### PROBLEM TO SOLVE
Everything from the first line of the data through the line with "top grid ---------- */" is to be echoed exactly, minus the pictures.

### DATASET CONTENT
⁂
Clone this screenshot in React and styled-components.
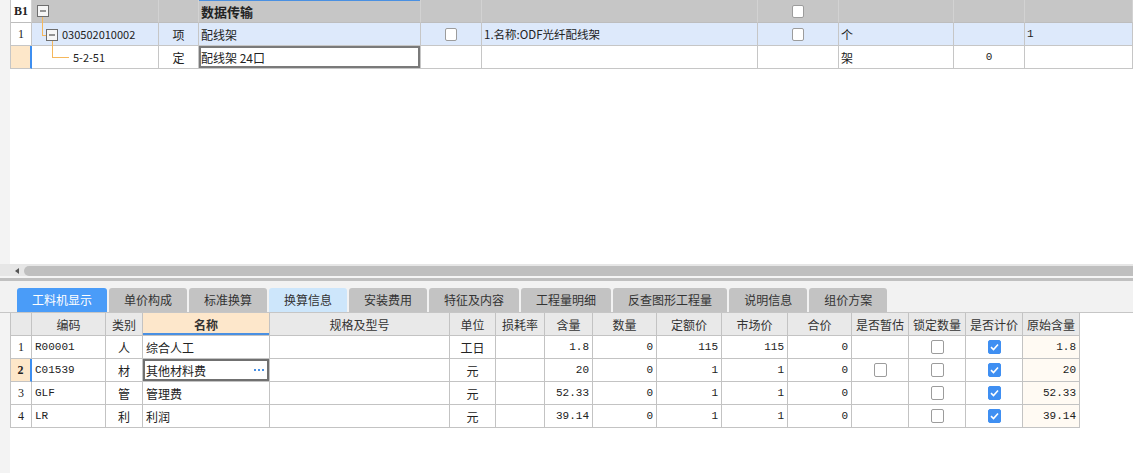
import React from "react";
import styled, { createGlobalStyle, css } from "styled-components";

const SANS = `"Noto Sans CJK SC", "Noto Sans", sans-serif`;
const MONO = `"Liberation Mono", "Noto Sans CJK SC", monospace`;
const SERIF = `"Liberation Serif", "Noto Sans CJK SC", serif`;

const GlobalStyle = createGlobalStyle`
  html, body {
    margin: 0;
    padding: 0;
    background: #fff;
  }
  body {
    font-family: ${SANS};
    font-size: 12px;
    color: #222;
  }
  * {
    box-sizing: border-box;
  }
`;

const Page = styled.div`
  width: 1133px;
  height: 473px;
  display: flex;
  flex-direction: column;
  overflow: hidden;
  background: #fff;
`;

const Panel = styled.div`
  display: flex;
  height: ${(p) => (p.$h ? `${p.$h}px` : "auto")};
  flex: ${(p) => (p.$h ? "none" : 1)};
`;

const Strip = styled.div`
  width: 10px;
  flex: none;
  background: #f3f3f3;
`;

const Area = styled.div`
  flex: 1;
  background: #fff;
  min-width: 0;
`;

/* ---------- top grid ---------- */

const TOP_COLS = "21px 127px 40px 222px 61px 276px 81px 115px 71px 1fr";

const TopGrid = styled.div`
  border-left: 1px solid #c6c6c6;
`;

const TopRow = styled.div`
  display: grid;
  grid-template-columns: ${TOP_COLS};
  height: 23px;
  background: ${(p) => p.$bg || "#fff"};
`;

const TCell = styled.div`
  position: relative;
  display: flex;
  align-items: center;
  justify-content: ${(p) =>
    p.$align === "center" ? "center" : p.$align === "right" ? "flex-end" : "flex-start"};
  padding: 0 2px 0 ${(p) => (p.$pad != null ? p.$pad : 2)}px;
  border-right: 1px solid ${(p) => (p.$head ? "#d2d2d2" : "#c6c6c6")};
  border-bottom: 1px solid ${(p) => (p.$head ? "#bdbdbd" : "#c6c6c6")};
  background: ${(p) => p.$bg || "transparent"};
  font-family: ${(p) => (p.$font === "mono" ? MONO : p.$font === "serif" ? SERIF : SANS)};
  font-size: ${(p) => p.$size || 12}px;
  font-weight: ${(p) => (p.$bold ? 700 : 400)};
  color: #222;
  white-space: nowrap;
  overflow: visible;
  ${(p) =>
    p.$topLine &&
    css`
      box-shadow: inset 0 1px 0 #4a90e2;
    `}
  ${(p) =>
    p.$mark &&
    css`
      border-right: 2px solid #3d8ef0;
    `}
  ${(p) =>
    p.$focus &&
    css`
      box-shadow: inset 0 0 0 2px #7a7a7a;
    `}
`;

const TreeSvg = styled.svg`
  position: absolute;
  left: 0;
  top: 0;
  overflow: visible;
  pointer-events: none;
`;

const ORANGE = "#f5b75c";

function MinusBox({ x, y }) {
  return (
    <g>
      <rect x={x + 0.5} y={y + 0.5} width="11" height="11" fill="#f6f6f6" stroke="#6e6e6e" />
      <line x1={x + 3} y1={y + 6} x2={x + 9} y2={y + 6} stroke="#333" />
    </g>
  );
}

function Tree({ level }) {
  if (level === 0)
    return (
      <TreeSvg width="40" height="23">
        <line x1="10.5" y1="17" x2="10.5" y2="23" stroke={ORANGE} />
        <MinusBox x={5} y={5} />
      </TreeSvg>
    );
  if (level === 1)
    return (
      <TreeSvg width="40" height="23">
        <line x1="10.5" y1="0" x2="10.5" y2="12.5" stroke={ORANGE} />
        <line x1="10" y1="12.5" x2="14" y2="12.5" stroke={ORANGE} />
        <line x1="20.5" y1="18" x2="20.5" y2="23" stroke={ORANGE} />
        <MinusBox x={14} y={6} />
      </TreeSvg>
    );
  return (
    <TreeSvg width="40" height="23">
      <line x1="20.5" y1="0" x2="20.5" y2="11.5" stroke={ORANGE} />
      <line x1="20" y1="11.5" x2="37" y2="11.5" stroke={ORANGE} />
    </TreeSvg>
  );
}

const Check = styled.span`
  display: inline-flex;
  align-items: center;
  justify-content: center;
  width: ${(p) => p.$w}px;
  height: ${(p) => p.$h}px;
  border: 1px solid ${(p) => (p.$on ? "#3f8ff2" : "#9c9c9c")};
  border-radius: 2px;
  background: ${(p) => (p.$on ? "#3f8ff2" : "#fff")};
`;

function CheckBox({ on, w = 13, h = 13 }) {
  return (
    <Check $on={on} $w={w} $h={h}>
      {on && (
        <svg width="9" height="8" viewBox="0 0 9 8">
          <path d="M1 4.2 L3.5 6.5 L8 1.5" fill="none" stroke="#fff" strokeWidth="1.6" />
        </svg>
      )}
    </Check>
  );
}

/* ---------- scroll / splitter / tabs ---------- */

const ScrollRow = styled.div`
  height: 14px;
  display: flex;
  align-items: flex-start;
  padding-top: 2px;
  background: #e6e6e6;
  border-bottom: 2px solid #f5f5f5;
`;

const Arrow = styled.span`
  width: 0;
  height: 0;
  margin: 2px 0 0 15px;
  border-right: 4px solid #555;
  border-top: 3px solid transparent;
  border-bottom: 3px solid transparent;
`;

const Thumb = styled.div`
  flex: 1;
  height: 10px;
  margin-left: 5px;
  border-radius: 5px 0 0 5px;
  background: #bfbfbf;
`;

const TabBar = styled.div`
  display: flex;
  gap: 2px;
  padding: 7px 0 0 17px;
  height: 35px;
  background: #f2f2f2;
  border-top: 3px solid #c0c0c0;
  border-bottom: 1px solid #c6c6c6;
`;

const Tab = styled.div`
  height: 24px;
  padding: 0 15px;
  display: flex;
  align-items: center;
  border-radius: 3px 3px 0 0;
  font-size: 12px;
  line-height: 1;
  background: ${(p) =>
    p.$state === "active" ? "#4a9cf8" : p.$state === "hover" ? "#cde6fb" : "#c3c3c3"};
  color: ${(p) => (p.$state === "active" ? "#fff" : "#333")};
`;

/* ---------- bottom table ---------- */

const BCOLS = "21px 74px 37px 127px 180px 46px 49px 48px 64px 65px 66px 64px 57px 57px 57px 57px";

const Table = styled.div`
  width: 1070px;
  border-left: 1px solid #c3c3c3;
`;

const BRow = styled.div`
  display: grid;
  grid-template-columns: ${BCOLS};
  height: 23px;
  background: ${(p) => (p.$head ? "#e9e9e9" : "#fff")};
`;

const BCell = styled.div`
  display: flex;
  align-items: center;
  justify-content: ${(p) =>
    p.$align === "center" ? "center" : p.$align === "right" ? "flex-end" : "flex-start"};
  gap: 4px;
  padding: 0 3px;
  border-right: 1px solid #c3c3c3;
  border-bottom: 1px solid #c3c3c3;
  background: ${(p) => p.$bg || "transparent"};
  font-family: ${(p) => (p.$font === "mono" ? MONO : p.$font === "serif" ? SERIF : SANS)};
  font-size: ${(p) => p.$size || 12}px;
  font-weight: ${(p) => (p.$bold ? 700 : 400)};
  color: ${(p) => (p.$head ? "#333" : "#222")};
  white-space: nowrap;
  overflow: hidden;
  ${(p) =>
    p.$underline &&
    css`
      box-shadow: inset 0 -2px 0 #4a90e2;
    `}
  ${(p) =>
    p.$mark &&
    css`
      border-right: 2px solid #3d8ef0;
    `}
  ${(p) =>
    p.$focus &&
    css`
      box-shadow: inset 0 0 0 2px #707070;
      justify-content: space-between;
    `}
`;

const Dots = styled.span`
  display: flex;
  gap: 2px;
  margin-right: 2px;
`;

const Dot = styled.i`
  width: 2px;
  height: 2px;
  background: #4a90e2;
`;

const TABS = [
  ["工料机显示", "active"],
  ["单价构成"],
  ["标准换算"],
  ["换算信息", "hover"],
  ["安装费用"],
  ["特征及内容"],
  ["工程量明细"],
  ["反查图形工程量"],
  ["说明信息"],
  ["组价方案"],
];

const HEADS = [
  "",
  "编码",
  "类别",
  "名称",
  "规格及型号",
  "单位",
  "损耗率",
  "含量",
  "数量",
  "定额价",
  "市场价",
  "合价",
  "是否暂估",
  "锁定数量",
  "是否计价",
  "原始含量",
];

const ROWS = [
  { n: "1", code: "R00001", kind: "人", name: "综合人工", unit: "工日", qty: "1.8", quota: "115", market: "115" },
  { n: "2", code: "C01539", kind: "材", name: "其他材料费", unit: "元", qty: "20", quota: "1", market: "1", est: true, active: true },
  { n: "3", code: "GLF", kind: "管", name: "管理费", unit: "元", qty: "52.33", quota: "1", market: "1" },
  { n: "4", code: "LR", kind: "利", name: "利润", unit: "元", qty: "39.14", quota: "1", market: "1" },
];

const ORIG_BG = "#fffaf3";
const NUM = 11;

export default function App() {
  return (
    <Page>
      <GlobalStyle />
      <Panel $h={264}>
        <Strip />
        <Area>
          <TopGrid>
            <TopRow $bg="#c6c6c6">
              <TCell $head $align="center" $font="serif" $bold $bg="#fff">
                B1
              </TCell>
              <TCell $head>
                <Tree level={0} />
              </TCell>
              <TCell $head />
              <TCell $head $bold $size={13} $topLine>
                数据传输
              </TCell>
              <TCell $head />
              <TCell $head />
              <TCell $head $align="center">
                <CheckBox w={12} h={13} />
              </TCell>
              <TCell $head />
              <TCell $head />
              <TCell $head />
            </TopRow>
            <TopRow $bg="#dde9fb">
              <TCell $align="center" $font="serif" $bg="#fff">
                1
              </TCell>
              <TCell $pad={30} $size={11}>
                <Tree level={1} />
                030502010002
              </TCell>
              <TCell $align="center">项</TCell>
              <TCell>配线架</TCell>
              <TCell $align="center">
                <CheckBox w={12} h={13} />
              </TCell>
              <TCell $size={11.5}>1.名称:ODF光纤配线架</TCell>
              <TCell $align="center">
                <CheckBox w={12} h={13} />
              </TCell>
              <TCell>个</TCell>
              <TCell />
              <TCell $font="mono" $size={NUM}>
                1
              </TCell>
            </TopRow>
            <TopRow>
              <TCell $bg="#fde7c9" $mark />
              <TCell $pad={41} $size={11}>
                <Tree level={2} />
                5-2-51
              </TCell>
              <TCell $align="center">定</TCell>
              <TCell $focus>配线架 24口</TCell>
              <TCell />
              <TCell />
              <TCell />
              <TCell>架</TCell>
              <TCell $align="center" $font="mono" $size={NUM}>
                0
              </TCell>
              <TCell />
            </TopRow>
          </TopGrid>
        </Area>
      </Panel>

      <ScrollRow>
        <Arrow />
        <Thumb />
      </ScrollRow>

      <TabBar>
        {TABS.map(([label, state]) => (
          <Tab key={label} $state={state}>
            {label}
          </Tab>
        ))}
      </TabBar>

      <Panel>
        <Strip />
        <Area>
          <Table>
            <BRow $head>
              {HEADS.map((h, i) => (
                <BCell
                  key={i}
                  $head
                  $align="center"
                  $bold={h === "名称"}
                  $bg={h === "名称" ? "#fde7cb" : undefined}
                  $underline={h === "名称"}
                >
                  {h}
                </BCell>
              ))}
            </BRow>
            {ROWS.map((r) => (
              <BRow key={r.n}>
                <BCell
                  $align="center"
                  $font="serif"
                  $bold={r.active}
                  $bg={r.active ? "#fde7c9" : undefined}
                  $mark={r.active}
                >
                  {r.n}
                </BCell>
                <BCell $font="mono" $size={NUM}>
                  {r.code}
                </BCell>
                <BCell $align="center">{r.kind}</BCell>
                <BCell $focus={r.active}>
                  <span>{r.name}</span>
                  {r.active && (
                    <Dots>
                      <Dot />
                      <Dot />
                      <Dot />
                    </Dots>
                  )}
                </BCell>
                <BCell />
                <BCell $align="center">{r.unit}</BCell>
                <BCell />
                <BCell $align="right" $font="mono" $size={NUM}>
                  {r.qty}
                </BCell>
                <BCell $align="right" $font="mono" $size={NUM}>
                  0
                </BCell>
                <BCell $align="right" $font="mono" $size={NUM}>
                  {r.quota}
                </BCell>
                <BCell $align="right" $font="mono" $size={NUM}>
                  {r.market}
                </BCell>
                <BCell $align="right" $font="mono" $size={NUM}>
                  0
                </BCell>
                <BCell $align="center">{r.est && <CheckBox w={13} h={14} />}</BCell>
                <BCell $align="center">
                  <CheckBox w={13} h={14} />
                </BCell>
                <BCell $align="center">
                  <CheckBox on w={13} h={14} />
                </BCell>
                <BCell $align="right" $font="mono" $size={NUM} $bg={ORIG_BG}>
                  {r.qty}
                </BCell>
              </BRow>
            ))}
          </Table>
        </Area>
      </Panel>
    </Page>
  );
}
⁂
### FULL SOLUTION
Clone this screenshot in React and styled-components.
import React from "react";
import styled, { createGlobalStyle, css } from "styled-components";

const SANS = `"Noto Sans CJK SC", "Noto Sans", sans-serif`;
const MONO = `"Liberation Mono", "Noto Sans CJK SC", monospace`;
const SERIF = `"Liberation Serif", "Noto Sans CJK SC", serif`;

const GlobalStyle = createGlobalStyle`
  html, body {
    margin: 0;
    padding: 0;
    background: #fff;
  }
  body {
    font-family: ${SANS};
    font-size: 12px;
    color: #222;
  }
  * {
    box-sizing: border-box;
  }
`;

const Page = styled.div`
  width: 1133px;
  height: 473px;
  display: flex;
  flex-direction: column;
  overflow: hidden;
  background: #fff;
`;

const Panel = styled.div`
  display: flex;
  height: ${(p) => (p.$h ? `${p.$h}px` : "auto")};
  flex: ${(p) => (p.$h ? "none" : 1)};
`;

const Strip = styled.div`
  width: 10px;
  flex: none;
  background: #f3f3f3;
`;

const Area = styled.div`
  flex: 1;
  background: #fff;
  min-width: 0;
`;

/* ---------- top grid ---------- */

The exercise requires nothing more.